[Items listed in a dataset]
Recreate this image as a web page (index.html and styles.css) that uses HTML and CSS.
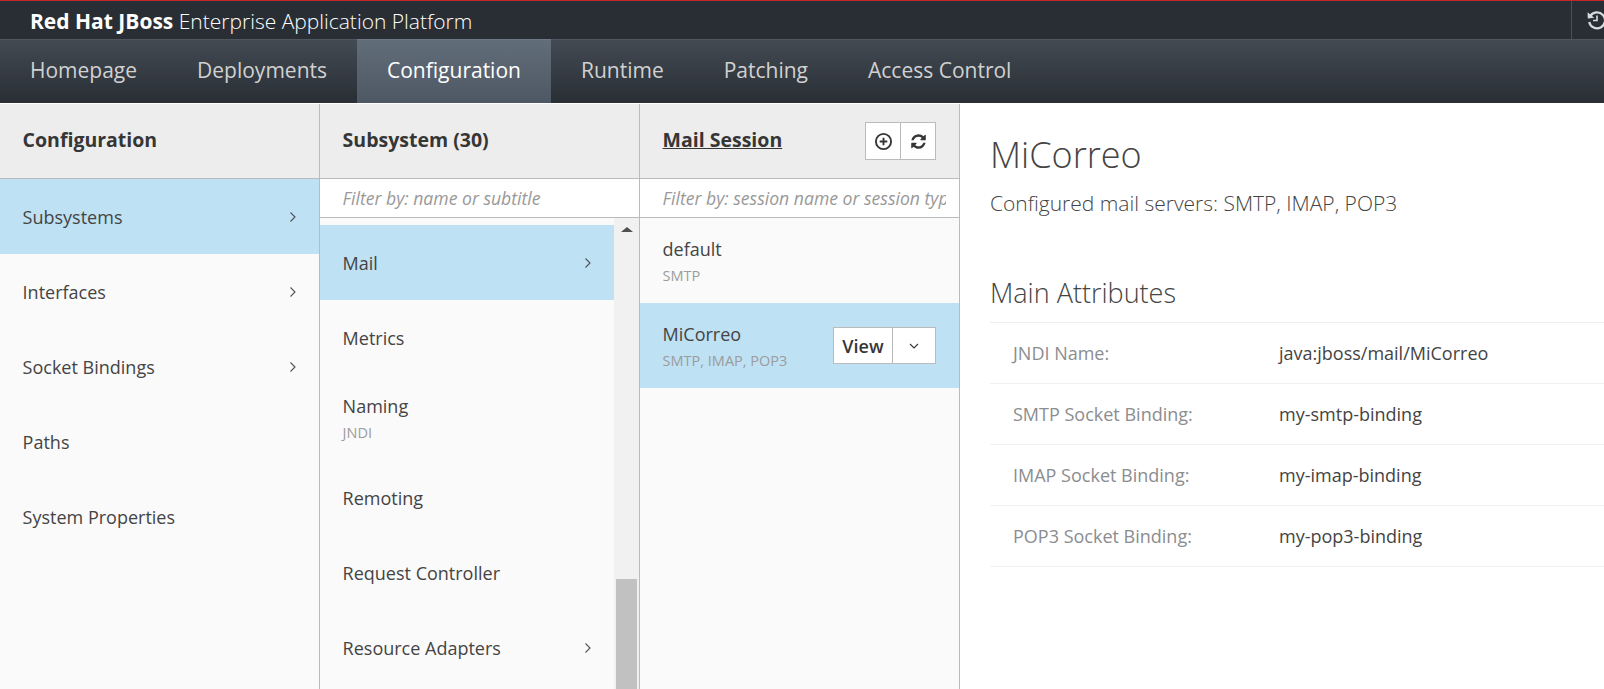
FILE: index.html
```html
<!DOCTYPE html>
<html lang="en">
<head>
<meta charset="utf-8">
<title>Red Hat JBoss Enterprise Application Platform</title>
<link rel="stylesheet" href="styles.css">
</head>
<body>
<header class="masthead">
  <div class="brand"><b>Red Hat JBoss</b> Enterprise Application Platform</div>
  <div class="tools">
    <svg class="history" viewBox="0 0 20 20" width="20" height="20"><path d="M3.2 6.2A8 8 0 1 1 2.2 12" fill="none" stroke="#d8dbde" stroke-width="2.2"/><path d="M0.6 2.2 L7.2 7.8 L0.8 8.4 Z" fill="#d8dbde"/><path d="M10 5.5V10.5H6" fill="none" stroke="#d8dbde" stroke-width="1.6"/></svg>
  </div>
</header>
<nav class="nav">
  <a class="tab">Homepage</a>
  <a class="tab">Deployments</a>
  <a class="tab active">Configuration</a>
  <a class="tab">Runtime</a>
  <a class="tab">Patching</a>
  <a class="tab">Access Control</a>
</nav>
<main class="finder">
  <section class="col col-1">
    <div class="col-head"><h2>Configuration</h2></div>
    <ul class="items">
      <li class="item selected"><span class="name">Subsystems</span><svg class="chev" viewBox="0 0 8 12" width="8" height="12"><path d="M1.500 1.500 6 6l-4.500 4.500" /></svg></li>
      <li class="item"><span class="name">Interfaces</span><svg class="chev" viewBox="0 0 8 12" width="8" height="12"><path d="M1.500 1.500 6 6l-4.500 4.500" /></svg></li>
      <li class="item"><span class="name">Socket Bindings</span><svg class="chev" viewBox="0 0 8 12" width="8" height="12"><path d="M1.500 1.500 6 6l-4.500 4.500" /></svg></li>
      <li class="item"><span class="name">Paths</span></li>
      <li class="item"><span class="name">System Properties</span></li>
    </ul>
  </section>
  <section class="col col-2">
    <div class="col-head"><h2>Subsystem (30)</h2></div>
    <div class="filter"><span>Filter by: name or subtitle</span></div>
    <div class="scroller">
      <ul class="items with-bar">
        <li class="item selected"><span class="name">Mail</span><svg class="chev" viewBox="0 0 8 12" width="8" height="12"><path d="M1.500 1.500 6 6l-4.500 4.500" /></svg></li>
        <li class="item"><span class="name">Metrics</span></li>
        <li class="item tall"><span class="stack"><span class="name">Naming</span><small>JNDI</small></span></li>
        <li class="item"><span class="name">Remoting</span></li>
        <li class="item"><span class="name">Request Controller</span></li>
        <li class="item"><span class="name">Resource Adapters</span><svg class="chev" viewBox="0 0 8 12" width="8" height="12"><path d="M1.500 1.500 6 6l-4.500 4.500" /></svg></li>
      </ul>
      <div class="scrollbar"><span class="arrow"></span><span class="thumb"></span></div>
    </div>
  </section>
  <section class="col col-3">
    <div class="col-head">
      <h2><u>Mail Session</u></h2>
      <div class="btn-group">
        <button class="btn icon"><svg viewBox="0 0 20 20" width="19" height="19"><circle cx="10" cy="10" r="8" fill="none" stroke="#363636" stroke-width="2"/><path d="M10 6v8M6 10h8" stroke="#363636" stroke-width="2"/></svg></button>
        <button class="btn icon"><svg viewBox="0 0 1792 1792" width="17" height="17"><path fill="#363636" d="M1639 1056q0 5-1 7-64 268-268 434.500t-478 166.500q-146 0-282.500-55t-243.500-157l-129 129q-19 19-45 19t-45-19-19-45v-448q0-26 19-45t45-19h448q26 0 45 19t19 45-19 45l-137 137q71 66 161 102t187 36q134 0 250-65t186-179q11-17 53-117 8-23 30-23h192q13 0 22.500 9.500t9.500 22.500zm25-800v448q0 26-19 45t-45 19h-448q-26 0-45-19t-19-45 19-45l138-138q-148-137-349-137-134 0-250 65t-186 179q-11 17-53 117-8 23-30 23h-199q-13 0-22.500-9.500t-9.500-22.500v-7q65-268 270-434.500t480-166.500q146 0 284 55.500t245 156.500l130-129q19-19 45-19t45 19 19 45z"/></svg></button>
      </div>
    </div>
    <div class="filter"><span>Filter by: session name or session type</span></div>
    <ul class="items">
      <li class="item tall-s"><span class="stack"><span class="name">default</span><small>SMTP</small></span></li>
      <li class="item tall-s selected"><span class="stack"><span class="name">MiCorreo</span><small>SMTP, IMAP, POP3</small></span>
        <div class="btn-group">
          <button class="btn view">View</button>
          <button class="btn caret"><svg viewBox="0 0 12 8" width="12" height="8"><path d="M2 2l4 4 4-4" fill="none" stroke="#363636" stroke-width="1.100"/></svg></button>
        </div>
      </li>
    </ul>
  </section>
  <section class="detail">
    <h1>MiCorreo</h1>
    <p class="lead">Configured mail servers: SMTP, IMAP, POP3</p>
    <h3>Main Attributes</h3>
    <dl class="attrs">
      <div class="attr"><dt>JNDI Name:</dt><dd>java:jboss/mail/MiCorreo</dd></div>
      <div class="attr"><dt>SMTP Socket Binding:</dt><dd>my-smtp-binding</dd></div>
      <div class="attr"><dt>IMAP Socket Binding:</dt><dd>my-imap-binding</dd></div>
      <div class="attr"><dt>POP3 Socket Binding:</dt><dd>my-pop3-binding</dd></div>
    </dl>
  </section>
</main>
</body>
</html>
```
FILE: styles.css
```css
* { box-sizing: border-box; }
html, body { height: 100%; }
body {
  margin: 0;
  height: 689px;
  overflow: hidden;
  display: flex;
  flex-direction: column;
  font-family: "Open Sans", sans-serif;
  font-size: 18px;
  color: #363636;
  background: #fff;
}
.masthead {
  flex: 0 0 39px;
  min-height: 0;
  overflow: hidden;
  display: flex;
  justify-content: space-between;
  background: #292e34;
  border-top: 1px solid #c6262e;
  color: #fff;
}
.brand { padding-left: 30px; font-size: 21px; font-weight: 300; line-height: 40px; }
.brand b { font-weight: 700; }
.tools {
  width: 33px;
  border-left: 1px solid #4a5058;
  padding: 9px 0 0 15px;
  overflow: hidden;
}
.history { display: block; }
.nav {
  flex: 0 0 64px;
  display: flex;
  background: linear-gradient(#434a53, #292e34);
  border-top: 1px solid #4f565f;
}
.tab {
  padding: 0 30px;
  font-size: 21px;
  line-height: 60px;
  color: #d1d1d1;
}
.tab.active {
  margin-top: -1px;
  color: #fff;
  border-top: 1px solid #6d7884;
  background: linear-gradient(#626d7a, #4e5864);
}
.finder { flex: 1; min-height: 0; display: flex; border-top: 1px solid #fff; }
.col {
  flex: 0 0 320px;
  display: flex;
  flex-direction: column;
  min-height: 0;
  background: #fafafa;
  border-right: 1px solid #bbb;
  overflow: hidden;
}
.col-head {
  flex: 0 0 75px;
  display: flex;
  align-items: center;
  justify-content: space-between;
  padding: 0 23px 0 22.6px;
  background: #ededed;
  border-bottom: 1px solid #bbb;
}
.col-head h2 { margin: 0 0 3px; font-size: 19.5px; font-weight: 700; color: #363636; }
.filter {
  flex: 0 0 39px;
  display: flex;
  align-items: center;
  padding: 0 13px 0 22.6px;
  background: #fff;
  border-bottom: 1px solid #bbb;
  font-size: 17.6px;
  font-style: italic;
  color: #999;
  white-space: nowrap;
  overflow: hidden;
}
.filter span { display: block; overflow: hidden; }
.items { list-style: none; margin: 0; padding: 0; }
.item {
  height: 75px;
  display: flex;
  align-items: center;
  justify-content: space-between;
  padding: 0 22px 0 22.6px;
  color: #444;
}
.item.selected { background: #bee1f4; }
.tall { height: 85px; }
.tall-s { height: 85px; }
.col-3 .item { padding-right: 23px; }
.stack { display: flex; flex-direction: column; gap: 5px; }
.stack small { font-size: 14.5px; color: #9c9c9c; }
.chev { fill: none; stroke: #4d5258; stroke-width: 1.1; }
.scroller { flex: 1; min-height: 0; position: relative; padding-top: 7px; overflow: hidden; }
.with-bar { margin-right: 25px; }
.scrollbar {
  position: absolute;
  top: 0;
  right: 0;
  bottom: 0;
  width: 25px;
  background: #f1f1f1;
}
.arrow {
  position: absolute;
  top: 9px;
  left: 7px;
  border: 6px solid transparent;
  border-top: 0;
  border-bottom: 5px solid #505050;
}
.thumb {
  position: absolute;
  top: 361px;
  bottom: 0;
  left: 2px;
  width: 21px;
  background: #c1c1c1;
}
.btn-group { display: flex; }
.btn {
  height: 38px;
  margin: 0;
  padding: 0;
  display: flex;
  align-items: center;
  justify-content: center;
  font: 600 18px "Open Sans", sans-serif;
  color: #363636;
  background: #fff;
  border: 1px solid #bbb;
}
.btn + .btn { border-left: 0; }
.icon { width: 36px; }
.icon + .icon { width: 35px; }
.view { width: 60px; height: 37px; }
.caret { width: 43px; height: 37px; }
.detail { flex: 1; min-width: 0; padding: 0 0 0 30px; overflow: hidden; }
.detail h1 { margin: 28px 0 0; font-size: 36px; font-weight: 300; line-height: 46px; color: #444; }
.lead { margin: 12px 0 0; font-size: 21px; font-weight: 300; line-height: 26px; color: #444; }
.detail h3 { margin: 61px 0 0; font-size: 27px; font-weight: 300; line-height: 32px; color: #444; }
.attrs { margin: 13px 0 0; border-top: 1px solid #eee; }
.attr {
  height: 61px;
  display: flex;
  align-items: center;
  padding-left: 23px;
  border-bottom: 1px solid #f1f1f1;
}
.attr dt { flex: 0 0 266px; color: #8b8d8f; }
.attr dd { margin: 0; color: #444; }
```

* * *

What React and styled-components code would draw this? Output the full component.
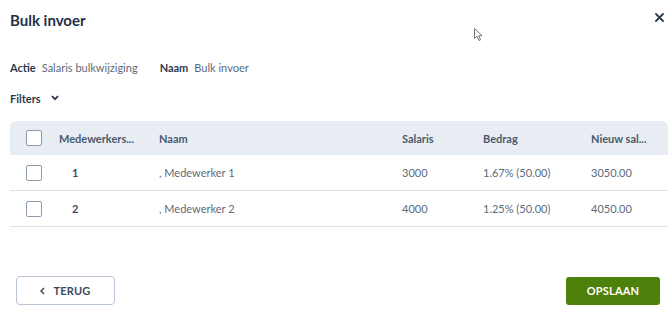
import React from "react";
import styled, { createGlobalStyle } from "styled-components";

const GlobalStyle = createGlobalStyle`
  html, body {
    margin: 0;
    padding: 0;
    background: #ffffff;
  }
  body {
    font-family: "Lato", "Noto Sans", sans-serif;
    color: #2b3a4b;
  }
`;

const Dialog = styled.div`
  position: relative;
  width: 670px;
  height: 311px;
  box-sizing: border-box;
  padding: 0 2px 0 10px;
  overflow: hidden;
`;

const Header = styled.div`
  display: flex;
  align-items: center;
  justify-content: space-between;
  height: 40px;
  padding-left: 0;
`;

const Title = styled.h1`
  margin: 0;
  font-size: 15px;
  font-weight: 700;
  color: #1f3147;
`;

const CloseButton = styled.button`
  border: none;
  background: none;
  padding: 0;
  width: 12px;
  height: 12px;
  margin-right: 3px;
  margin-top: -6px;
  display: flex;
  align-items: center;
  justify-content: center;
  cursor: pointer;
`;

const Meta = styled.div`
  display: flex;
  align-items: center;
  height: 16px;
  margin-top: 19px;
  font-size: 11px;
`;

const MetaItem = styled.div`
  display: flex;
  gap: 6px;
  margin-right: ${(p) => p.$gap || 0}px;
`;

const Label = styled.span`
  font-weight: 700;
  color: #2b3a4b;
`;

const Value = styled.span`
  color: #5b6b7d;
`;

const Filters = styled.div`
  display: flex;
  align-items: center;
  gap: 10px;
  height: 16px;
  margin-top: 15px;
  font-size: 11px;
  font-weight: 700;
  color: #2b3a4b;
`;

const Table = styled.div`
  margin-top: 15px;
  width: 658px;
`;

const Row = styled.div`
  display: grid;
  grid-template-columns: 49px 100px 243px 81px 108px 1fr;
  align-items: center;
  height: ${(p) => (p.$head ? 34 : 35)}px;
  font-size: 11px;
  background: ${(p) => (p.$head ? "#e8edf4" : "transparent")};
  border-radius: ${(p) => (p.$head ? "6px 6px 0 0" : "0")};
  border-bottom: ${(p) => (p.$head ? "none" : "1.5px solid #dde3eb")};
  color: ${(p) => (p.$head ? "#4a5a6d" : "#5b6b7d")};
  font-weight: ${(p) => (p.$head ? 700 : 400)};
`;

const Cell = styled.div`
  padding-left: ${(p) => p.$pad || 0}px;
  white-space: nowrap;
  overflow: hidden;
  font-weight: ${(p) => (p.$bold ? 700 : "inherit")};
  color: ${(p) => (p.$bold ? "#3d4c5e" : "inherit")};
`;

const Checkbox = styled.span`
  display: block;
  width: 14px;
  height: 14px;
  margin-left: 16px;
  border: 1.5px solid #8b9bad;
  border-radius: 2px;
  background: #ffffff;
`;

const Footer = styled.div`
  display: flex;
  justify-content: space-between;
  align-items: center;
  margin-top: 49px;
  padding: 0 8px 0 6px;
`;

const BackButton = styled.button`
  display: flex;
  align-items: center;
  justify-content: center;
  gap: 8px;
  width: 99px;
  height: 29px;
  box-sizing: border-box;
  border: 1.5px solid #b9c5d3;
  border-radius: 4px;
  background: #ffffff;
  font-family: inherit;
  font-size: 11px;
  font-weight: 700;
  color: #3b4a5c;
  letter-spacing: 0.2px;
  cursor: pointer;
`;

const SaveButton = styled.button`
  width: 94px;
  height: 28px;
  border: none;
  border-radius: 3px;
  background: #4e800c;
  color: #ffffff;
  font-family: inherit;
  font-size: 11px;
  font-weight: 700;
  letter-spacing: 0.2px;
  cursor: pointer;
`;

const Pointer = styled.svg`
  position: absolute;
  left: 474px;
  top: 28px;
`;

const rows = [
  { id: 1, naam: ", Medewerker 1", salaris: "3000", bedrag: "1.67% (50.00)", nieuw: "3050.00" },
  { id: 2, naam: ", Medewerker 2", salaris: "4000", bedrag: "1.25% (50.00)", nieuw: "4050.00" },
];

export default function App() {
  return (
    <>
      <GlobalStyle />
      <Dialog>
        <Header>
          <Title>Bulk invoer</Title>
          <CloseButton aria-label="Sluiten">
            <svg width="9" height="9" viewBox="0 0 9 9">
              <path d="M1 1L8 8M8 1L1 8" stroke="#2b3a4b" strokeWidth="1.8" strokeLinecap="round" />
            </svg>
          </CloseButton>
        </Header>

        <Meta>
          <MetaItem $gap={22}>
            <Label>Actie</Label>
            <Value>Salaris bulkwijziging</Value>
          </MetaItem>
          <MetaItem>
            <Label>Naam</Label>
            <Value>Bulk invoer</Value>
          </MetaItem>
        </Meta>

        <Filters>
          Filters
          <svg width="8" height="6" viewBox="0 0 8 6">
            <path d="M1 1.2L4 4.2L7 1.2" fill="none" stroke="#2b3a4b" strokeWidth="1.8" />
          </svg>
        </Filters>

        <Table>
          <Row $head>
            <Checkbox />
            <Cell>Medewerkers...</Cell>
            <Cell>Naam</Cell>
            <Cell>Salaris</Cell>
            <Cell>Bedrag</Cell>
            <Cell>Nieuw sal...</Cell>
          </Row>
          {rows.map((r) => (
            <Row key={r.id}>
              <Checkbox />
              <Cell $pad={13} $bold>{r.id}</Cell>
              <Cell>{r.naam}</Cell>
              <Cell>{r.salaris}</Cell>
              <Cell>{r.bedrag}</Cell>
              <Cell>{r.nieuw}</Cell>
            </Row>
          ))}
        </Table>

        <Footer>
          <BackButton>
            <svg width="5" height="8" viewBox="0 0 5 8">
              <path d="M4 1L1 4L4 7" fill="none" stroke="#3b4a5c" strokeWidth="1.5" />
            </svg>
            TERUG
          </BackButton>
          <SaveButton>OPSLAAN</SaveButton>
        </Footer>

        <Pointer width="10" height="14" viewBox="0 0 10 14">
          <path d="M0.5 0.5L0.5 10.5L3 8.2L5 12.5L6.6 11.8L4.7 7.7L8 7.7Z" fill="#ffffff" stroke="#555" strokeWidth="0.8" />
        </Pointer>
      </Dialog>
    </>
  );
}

Task directions:
Look through the entries above and report the number of lines that contain "index". Write only the number.

Answer:
2